Two conservative candidates have officially entered the Nashville Mayor’s race.
Neither candidate has ever run for public office and both are self-described outsiders.
Bristol said his top priority would be the transit issue.
“This is the worst idea and the most expensive idea,” said Bristol about the transit referendum. “We’ve got no one running for mayor who is against it.”
Bristol proposed an alternative plan that would center around better bus service and automated vehicles. He also said open government was a priority.
“If I’m elected mayor, you are going to watch the way sausage is made, and you will have a part in making it.”

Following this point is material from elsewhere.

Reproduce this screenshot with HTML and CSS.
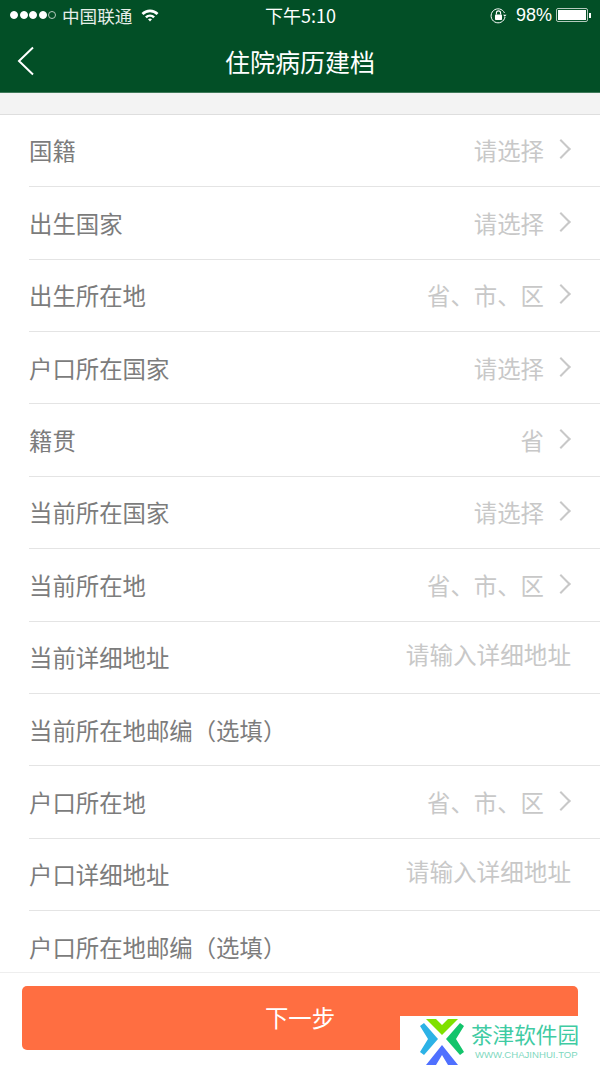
FILE: index.html
```html
<!DOCTYPE html>
<html>
    <head>
        <meta charset="utf-8">
        <title>住院病历建档</title>
        <link rel="stylesheet" href="styles.css">
    </head>
    <body>
        <div class="page">
            <div class="header">
                <div class="statusBar">
                    <div class="statusLeft">
                        <span class="signal"><i></i><i></i><i></i><i></i><i class="empty"></i></span>
                        <span class="carrier">中国联通</span>
                        <svg class="wifi" width="18" height="14" viewBox="0 0 18 14">
                            <path d="M0.5 5 A12 12 0 0 1 17.5 5 L15.6 7 A9.4 9.4 0 0 0 2.4 7 Z" fill="#fff"/>
                            <path d="M4 8.4 A7.2 7.2 0 0 1 14 8.4 L12.2 10.2 A4.8 4.8 0 0 0 5.8 10.2 Z" fill="#fff"/>
                            <path d="M7 11.3 A3 3 0 0 1 11 11.3 L9 13.4 Z" fill="#fff"/>
                        </svg>
                    </div>
                    <div class="clock">下午5:10</div>
                    <div class="statusRight">
                        <svg class="lock" width="17" height="17" viewBox="0 0 17 17">
                            <path d="M14.5 6 A7 7 0 1 0 15 10" fill="none" stroke="#fff" stroke-width="1"/>
                            <path d="M13 7.8 L16.6 7.8 L14.8 9.8 Z" fill="#fff"/>
                            <rect x="5" y="7.5" width="7" height="5.5" rx="0.8" fill="#fff"/>
                            <path d="M6.4 7.5 V6 A2.1 2.1 0 0 1 10.6 6 V7.5" fill="none" stroke="#fff" stroke-width="1.1"/>
                        </svg>
                        <span class="percent">98%</span>
                        <span class="battery"><span class="batteryFill"></span></span>
                        <span class="batteryTip"></span>
                    </div>
                </div>
                <div class="navBar">
                    <svg class="backIcon" width="18" height="30" viewBox="0 0 18 30">
                        <path d="M16 1.5 L2 15 L16 28.5" fill="none" stroke="#fff" stroke-width="2"/>
                    </svg>
                    <h4 class="navTitle">住院病历建档</h4>
                </div>
            </div>
            <div class="gap"></div>
            <div class="formList">
                <div class="row"><span class="label">国籍</span><span class="value">请选择</span><span class="arrow"></span></div>
                <div class="row"><span class="label">出生国家</span><span class="value">请选择</span><span class="arrow"></span></div>
                <div class="row"><span class="label">出生所在地</span><span class="value">省、市、区</span><span class="arrow"></span></div>
                <div class="row"><span class="label">户口所在国家</span><span class="value">请选择</span><span class="arrow"></span></div>
                <div class="row"><span class="label">籍贯</span><span class="value">省</span><span class="arrow"></span></div>
                <div class="row"><span class="label">当前所在国家</span><span class="value">请选择</span><span class="arrow"></span></div>
                <div class="row"><span class="label">当前所在地</span><span class="value">省、市、区</span><span class="arrow"></span></div>
                <div class="row"><span class="label">当前详细地址</span><span class="value inputHint">请输入详细地址</span></div>
                <div class="row"><span class="label">当前所在地邮编（选填）</span></div>
                <div class="row"><span class="label">户口所在地</span><span class="value">省、市、区</span><span class="arrow"></span></div>
                <div class="row"><span class="label">户口详细地址</span><span class="value inputHint">请输入详细地址</span></div>
                <div class="row"><span class="label">户口所在地邮编（选填）</span></div>
            </div>
            <div class="footer">
                <div class="nextBtn">下一步</div>
            </div>
            <div class="watermark">
                <svg class="markLogo" width="44" height="48" viewBox="0 0 44 48">
                    <path d="M6 1 H16 L22 7 L28 1 H38 L22 17 Z" fill="#7fe000"/>
                    <path d="M44 8 L40 5 L26 21 L40 37 L44 34 L36 21 Z" fill="#12c46b"/>
                    <path d="M0 8 L4 5 L18 21 L4 37 L0 34 L8 21 Z" fill="#2cb2e6"/>
                    <path d="M22 27 L38 47 H28 L22 37 L16 47 H6 Z" fill="#4f70ff"/>
                </svg>
                <div class="markText">
                    <div class="markName">茶津软件园</div>
                    <div class="markUrl">WWW.CHAJINHUI.TOP</div>
                </div>
            </div>
        </div>
    </body>
</html>
```

FILE: styles.css
```css
html, body{
    margin:0;
    padding:0;
    background:white;
}
.page{
    position:relative;
    width:600px;
    height:1066px;
    overflow:hidden;
    display:flex;
    flex-direction:column;
    font-family:"Noto Sans CJK SC","Liberation Sans",sans-serif;
}
.header{
    background:#024f26;
    height:92px;
    border-bottom:1px solid #3f7a5a;
    color:white;
    flex:none;
}
.statusBar{
    height:30px;
    display:flex;
    align-items:center;
    justify-content:space-between;
    padding:0 9px 0 10px;
    font-size:17.6px;
}
.statusLeft, .statusRight{
    width:200px;
    display:flex;
    align-items:center;
}
.statusRight{
    justify-content:flex-end;
}
.signal{
    display:flex;
    gap:1.5px;
}
.signal i{
    width:8px;
    height:8px;
    border-radius:50%;
    background:white;
    border:1px solid white;
    box-sizing:border-box;
}
.signal i.empty{
    background:none;
    border-color:#b5cabd;
}
.carrier{
    margin-left:6px;
    color:#e6eee9;
}
.wifi{
    margin-left:9px;
}
.clock{
    font-size:18px;
}
.lock{
    margin-right:9px;
}
.percent{
    font-family:"Liberation Sans",sans-serif;
    font-size:18px;
    margin-right:4px;
}
.battery{
    width:32px;
    height:14px;
    border:1px solid #b5cabd;
    border-radius:2px;
    padding:1px;
    box-sizing:border-box;
    display:flex;
}
.batteryFill{
    flex:1;
    background:white;
}
.batteryTip{
    width:2px;
    height:5px;
    background:white;
    margin-left:1px;
}
.navBar{
    height:62px;
    position:relative;
    display:flex;
    align-items:center;
    justify-content:center;
}
.backIcon{
    position:absolute;
    left:17px;
    top:16px;
}
.navTitle{
    margin:0;
    font-size:25px;
    font-weight:normal;
    color:white;
}
.gap{
    height:20.8px;
    background:#f3f3f3;
    border-bottom:1px solid #dedede;
    flex:none;
}
.formList{
    height:857.2px;
    overflow:hidden;
    flex:none;
}
.row{
    height:72.4px;
    box-sizing:border-box;
    margin-left:29px;
    padding-right:29px;
    border-bottom:1px solid #e4e4e4;
    display:flex;
    align-items:center;
    justify-content:space-between;
    font-size:23.4px;
}
.label{
    color:#7c7c7c;
    margin-right:auto;
}
.value{
    color:#c8c8c8;
}
.inputHint{
    font-size:23.6px;
    margin-top:-7px;
}
.arrow{
    width:12px;
    height:12px;
    border-top:2px solid #c8c8c8;
    border-right:2px solid #c8c8c8;
    transform:rotate(45deg);
    margin:-2px 3px 0 10px;
    box-sizing:content-box;
}
.footer{
    flex:1;
    border-top:1px solid #eeeeee;
    padding:13px 22px 0 22px;
}
.nextBtn{
    height:64px;
    background:#ff6e41;
    border-radius:5px;
    color:white;
    font-size:23.4px;
    display:flex;
    align-items:center;
    justify-content:center;
    padding-bottom:2px;
    box-sizing:border-box;
}
.watermark{
    position:absolute;
    left:400px;
    top:1016px;
    width:200px;
    height:50px;
    background:white;
    display:flex;
}
.markLogo{
    margin:2px 0 0 20px;
    flex:none;
}
.markText{
    margin-left:7px;
}
.markName{
    font-size:21.6px;
    line-height:26px;
    margin-top:5px;
    color:#3fcba3;
    white-space:nowrap;
}
.markUrl{
    font-family:"Liberation Sans",sans-serif;
    font-size:9.6px;
    line-height:12px;
    margin-top:2px;
    padding-left:4px;
    color:#7fd8c0;
    white-space:nowrap;
}
```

Bristol said he planned to run a low-budget campaign that would begin with videos featuring his viewpoints on social media. He hoped his message would spread from there.
Swain filed paperwork to run for Mayor on Monday. She said her top priorities would be reducing crime, increasing affordable housing and improving infrastructure.
“I personally believe the city is headed in the wrong direction, and voters should be able to choose between two competing visions,” said Swain.
She also opposes the transit plan.
“It does not serve the interest of Nashvillians,” said Swain. “It will not serve traffic woes. It will make it worse.”
NewsChannel5 Political Analyst Pat Nolan said the two conservative candidates may face challenges in the historically blue Davidson County, and they may end up splitting the conservative vote.
“There appeared to be room for at least one conservative in the race,” said Nolan. “I would say those two together would take votes away from each other.”
Candidates have until Thursday to qualify to run.